Do Nuclear Weapons Still Keep Us Safe? ‘Nonsense,’ Says Campaigner

Do Nuclear Weapons Still Keep Us Safe? ‘Nonsense,’ Says Campaigner

Do Nuclear Weapons Still Keep Us Safe? ‘Nonsense,’ Says Campaigner

With the Trump administration having withdrawn from a major Cold War-era nuclear weapons treaty, a prominent anti-nuclear campaigner has called any resurgent faith in nuclear deterrence “nonsense”.

“I don’t believe that nuclear weapons keep us safe. And I certainly don’t think the theory of nuclear deterrence keeps us safe either. It only takes one nuclear weapon to destroy a city,” said Ray Acheson, director of the Women’s International League for Peace and Freedom’s (WILPF) disarmament programme.

Speaking with the Geneva Centre for Security Policy, Acheson said the notion of nuclear deterrence is outdated and dangerous.

“Even as more countries are acquiring these weapons, this idea somehow that they were upholding security … should have been exposed for the nonsense that it is,” she said, referring to countries that have acquired nuclear weapons relatively recently, such as India, Pakistan and North Korea.

Acheson said the theory of nuclear deterrence is actually contributing to a proliferation of smaller conflicts. “If we look around the world today and look at the conflicts and the violence that we see, it’s all a manifestation of this idea that weapons provide us with security,” she said.

It’s been almost 75 year since the United States carried out the world’s first and only nuclear strikes on the Japanese cities of Hiroshima and Nagasaki, effectively ending the Pacific War. Since then, proponents have argued that deterrence and the theory of mutually assured destruction have prevented nuclear powers from engaging in another major conflict.

“People sort of felt that with the end of the Cold War, the problem was going to go away. But instead, this sort of theory of deterrence really kicked in again,” said Acheson, who leads her organisation’s campaign for a complete nuclear weapon ban treaty.
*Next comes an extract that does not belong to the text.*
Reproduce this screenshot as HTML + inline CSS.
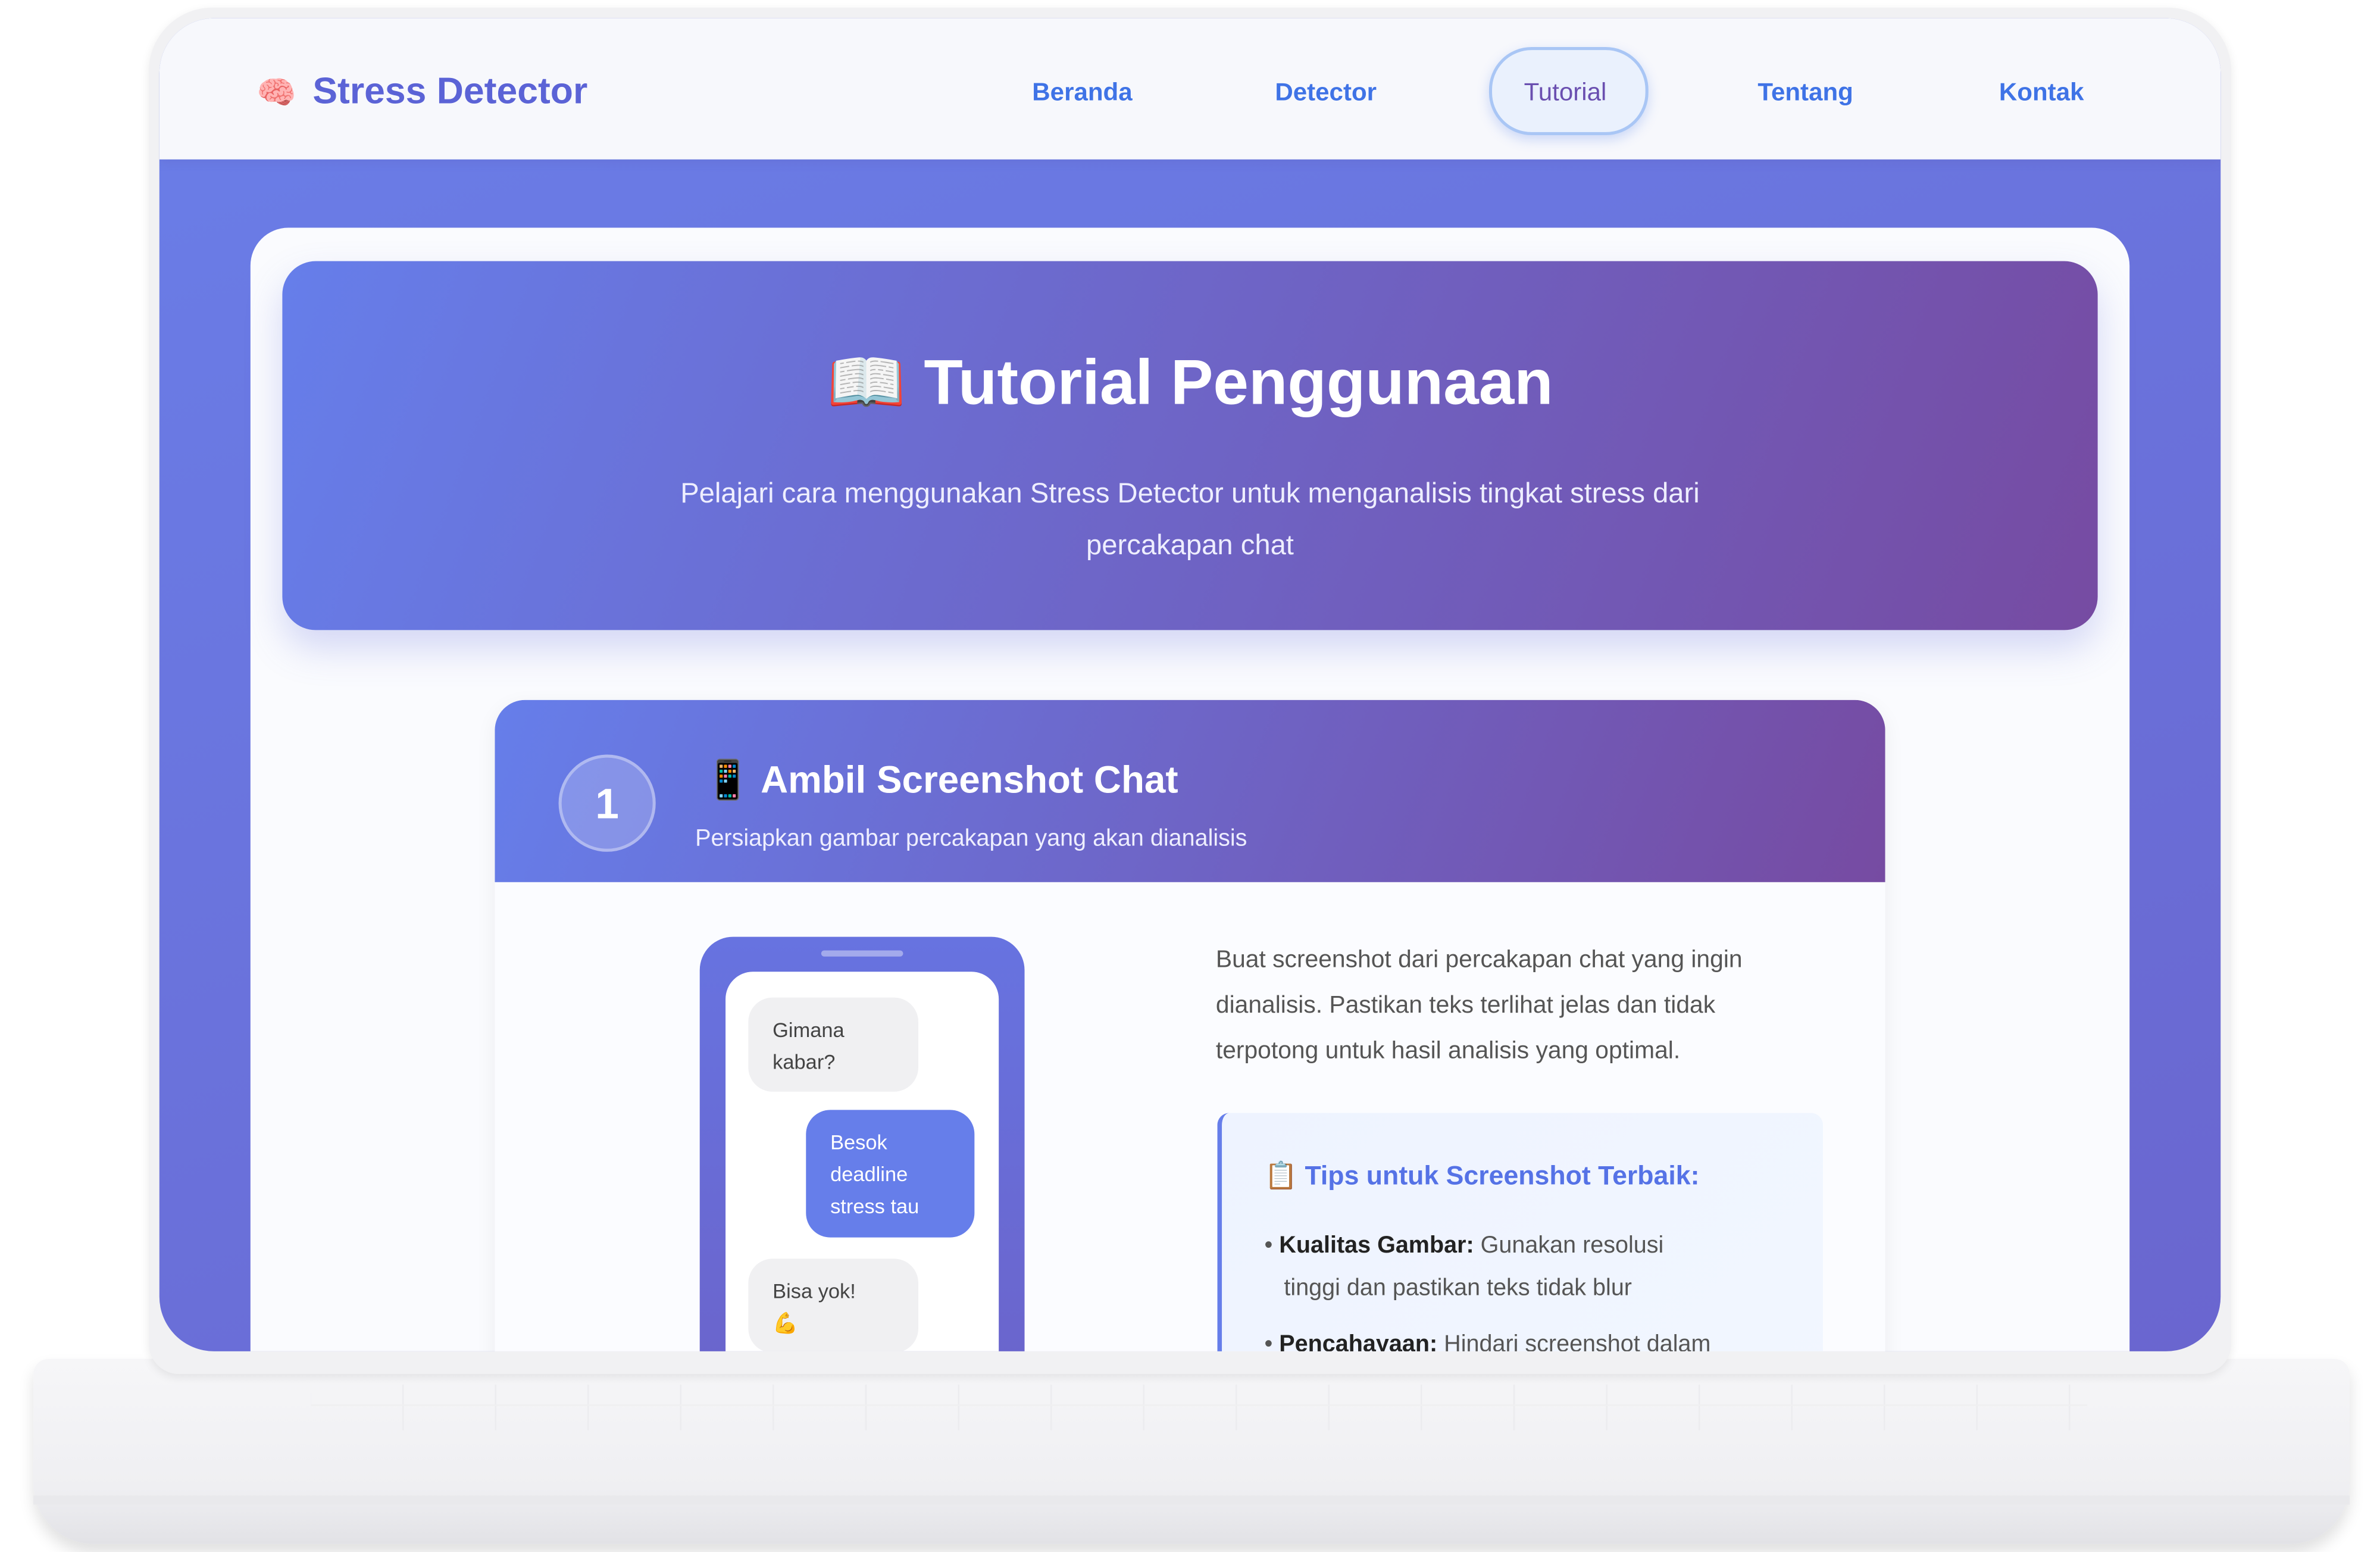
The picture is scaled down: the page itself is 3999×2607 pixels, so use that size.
<!DOCTYPE html>
<html><head><meta charset="utf-8"><style>
html,body{margin:0;padding:0;background:#fff;width:3999px;height:2605px;overflow:hidden}
#w{position:absolute;left:0;top:0;width:1568px;height:1022px;transform:scale(2.5504);transform-origin:0 0;font-family:"Liberation Sans","Noto Sans CJK SC",sans-serif}
.a{position:absolute}
</style></head><body><div id="w">
<div class="a" style="left:22px;top:895px;width:1526px;height:122px;border-radius:10px 10px 40px 40px;background:linear-gradient(#f6f6f8,#efeff2 70%,#e2e2e6);box-shadow:0 6px 10px rgba(0,0,0,.12)"></div>
<div class="a" style="left:22px;top:985px;width:1526px;height:6px;background:#e9e9ec"></div>
<div class="a" style="left:205px;top:912px;width:1170px;height:30px;background:repeating-linear-gradient(90deg,transparent 0 60px,#ececef 60px 61px)"></div>
<div class="a" style="left:205px;top:925px;width:1170px;height:1px;background:#efeff1"></div>
<div class="a" style="left:98px;top:5px;width:1372px;height:900px;border-radius:42px 42px 20px 20px;background:#f1f1f3;box-shadow:0 2px 6px rgba(0,0,0,.08)"></div>
<div class="a" style="left:105px;top:12px;width:1358px;height:878px;border-radius:36px;overflow:hidden;background:linear-gradient(160deg,#6a7ee8,#6a66cf)">
 <div class="a" style="left:0;top:0;width:1358px;height:93px;background:#f7f8fc;box-shadow:0 2px 6px rgba(80,80,160,.15)">
  <div class="a" style="left:64px;top:38px;font-size:21px">🧠</div>
  <div class="a" style="left:101px;top:35px;font-size:24.5px;font-weight:bold;color:#5b63d6">Stress Detector</div>
  <div class="a" style="left:575px;top:40px;font-size:16.5px;font-weight:bold;color:#3f73e6">Beranda</div>
  <div class="a" style="left:735px;top:40px;font-size:16.5px;font-weight:bold;color:#3f73e6">Detector</div>
  <div class="a" style="left:876px;top:19px;width:101px;height:54px;border:2px solid #a9c6f5;border-radius:28px;background:#eaf1fd;box-shadow:0 3px 8px rgba(100,140,240,.3)"></div>
  <div class="a" style="left:899px;top:40px;font-size:16.5px;color:#6a4fb0">Tutorial</div>
  <div class="a" style="left:1053px;top:40px;font-size:16.5px;font-weight:bold;color:#3f73e6">Tentang</div>
  <div class="a" style="left:1212px;top:40px;font-size:16.5px;font-weight:bold;color:#3f73e6">Kontak</div>
 </div>
 <div class="a" style="left:60px;top:138px;width:1238px;height:800px;border-radius:25px;background:#fafbfe">
  <div class="a" style="left:21px;top:22px;width:1196px;height:243px;border-radius:22px;background:linear-gradient(110deg,#667eea,#764ba2);box-shadow:0 12px 24px rgba(100,110,220,.25)">
   <div class="a" style="left:0;top:56px;width:1196px;text-align:center;color:#fff;font-size:42px;font-weight:bold">📖 Tutorial Penggunaan</div>
   <div class="a" style="left:218px;top:136px;width:760px;text-align:center;color:#eef;font-size:18.5px;line-height:34px">Pelajari cara menggunakan Stress Detector untuk menganalisis tingkat stress dari percakapan chat</div>
  </div>
  <div class="a" style="left:161px;top:311px;width:916px;height:500px;border-radius:20px;background:#fbfcff;box-shadow:0 4px 14px rgba(0,0,0,.06);overflow:hidden">
   <div class="a" style="left:0;top:0;width:916px;height:120px;background:linear-gradient(110deg,#667eea,#764ba2)">
    <div class="a" style="left:42px;top:36px;width:60px;height:60px;border-radius:50%;border:2px solid rgba(255,255,255,.35);background:rgba(255,255,255,.2);color:#fff;font-size:28px;font-weight:bold;text-align:center;line-height:62px">1</div>
    <div class="a" style="left:138px;top:39px;color:#fff;font-size:25px;font-weight:bold">📱 Ambil Screenshot Chat</div>
    <div class="a" style="left:132px;top:83px;color:#eef;font-size:15.5px">Persiapkan gambar percakapan yang akan dianalisis</div>
   </div>
   <div class="a" style="left:135px;top:156px;width:214px;height:400px;border-radius:22px;background:linear-gradient(#6773e0,#6c5fc4)">
    <div class="a" style="left:80px;top:9px;width:54px;height:4px;border-radius:2px;background:rgba(255,255,255,.4)"></div>
    <div class="a" style="left:17px;top:23px;width:180px;height:380px;border-radius:18px;background:#fff">
     <div class="a" style="left:15px;top:17px;width:112px;height:62px;border-radius:16px;background:#f0f0f2;font-size:13.5px;color:#444;padding:11px 16px;box-sizing:border-box;line-height:21px">Gimana kabar?</div>
     <div class="a" style="left:53px;top:91px;width:111px;height:84px;border-radius:16px;background:#667eea;font-size:13.5px;color:#fff;padding:11px 16px;box-sizing:border-box;line-height:21px">Besok deadline stress tau</div>
     <div class="a" style="left:15px;top:189px;width:112px;height:62px;border-radius:16px;background:#f0f0f2;font-size:13.5px;color:#444;padding:11px 16px;box-sizing:border-box;line-height:21px">Bisa yok!<br>💪</div>
    </div>
   </div>
   <div class="a" style="left:475px;top:157px;width:400px;font-size:16px;color:#555;line-height:30px">Buat screenshot dari percakapan chat yang ingin dianalisis. Pastikan teks terlihat jelas dan tidak terpotong untuk hasil analisis yang optimal.</div>
   <div class="a" style="left:476px;top:272px;width:396px;height:250px;border-left:3px solid #667eea;border-radius:8px;background:linear-gradient(135deg,#eef3ff,#f2f7ff)">
    <div class="a" style="left:28px;top:31px;font-size:17.5px;font-weight:bold;color:#5572e6">📋 Tips untuk Screenshot Terbaik:</div>
    <div class="a" style="left:28px;top:74px;width:330px;font-size:15.5px;color:#555;line-height:28px">•&nbsp;<b style="color:#222">Kualitas Gambar:</b> Gunakan resolusi<br>&nbsp;&nbsp;&nbsp;tinggi dan pastikan teks tidak blur</div>
    <div class="a" style="left:28px;top:139px;width:360px;font-size:15.5px;color:#555;line-height:28px">•&nbsp;<b style="color:#222">Pencahayaan:</b> Hindari screenshot dalam</div>
   </div>
  </div>
 </div>
</div>
</div></body></html>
The question of the effectiveness of deterrence has taken on a greater urgency since the Trump administration withdrew from the Intermediate-Range Nuclear Forces Treaty (INF) with Russia on 2 August, after accusing Moscow of violating it, a charge dismissed by the Kremlin. The treaty prohibited land-based missiles with a range of between 500 and 5,500 kilometres, limiting the ability of both powers to launch a nuclear strike at short notice.

Today, there are almost 14,000 nuclear weapons in the world, 1,800 of which are in a position where they are ready to launch, according to the International Campaign to Abolish Nuclear Weapons (ICAN). An accord aimed at the complete elimination of nuclear arms ­– the Treaty on the Prohibition of Nuclear Weapons – has been signed by 70 states and ratified by 26, but not by any of the world’s current nuclear-armed states.
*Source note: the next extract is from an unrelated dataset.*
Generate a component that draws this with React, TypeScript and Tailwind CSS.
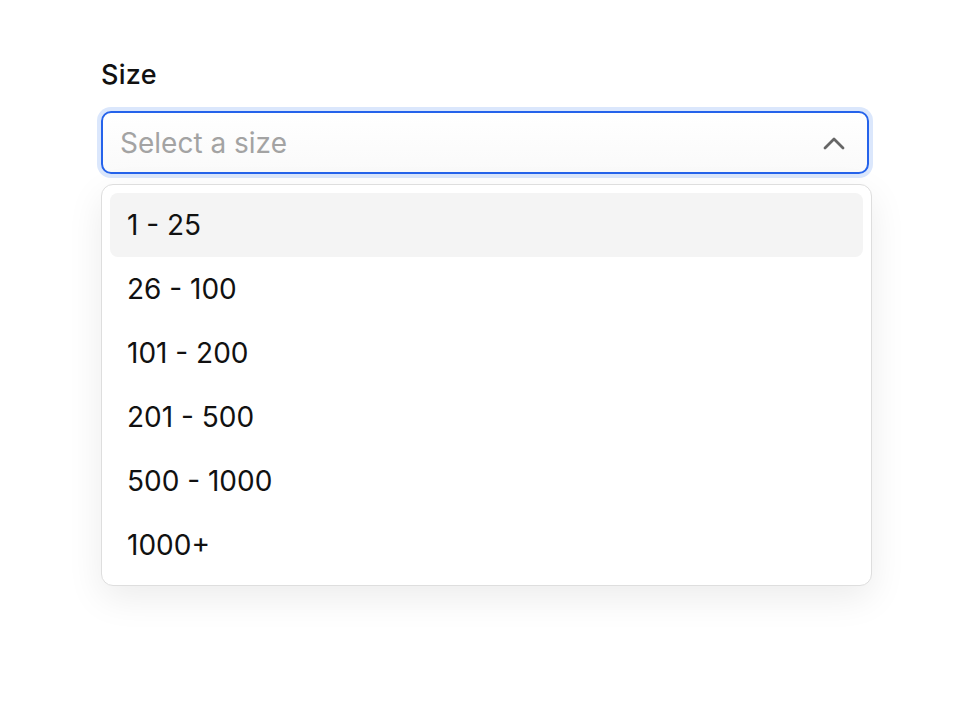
import { useState } from "react";

const sizes = ["1 - 25", "26 - 100", "101 - 200", "201 - 500", "500 - 1000", "1000+"];

export default function App() {
  const [active, setActive] = useState(0);

  return (
    <div
      className="min-h-screen bg-white pt-[59px] pl-[101px] text-[#111111]"
      style={{ fontFamily: "Inter, 'Noto Sans', sans-serif" }}
    >
      <label className="block text-[27px] leading-[32px] font-medium tracking-[0.01em]">Size</label>

      {/* Trigger */}
      <button
        className="mt-[20px] flex h-[63px] w-[768px] items-center justify-between rounded-[10px] border-2 border-[#2563eb] bg-gradient-to-b from-white to-[#fafafa] pl-[17px] pr-[22px] shadow-[0_0_0_4px_#dbe7fc] outline-none"
      >
        <span className="text-[28px] leading-none text-[#a3a3a3]">Select a size</span>
        <svg width="22" height="14" viewBox="0 0 22 14" fill="none">
          <path
            d="M2 12 L11 3 L20 12"
            stroke="#666666"
            strokeWidth="2.8"
            strokeLinecap="round"
            strokeLinejoin="round"
          />
        </svg>
      </button>

      {/* Menu */}
      <div className="mt-[10px] w-[771px] rounded-[12px] border border-[#dedede] bg-white p-[8px] shadow-[0_12px_36px_rgba(0,0,0,0.08)]">
        {sizes.map((s, i) => (
          <div
            key={s}
            onMouseEnter={() => setActive(i)}
            className={
              "flex h-[64px] items-center rounded-[8px] pl-[17px] text-[28px] leading-none " +
              (i === active ? "bg-[#f4f4f4]" : "")
            }
          >
            {s}
          </div>
        ))}
      </div>
    </div>
  );
}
According to ICAN, nine countries currently have nuclear weapons: the United States, Russia, the United Kingdom, France, China, India, Pakistan, Israel and North Korea. The United States possesses 6,185 warheads, while Russia claims 6,500 warheads, according to the Stockholm International Peace Research Institute’s 2019 Yearbook. France keeps most of its nuclear weapons on submarines and has some 300 warheads. It’s worth noting that many of today’s nuclear weapons are more powerful than the bomb dropped on Hiroshima in 1945.

“I think our best hope for overcoming this problem,” Acheson said, is “really thinking about how we want to live, how we want our security to be governed and what role we think violence and weapons play in that. The Treaty on the Prohibition of Nuclear Weapons offers an alternative future, leading to nuclear abolition and international peace and security.”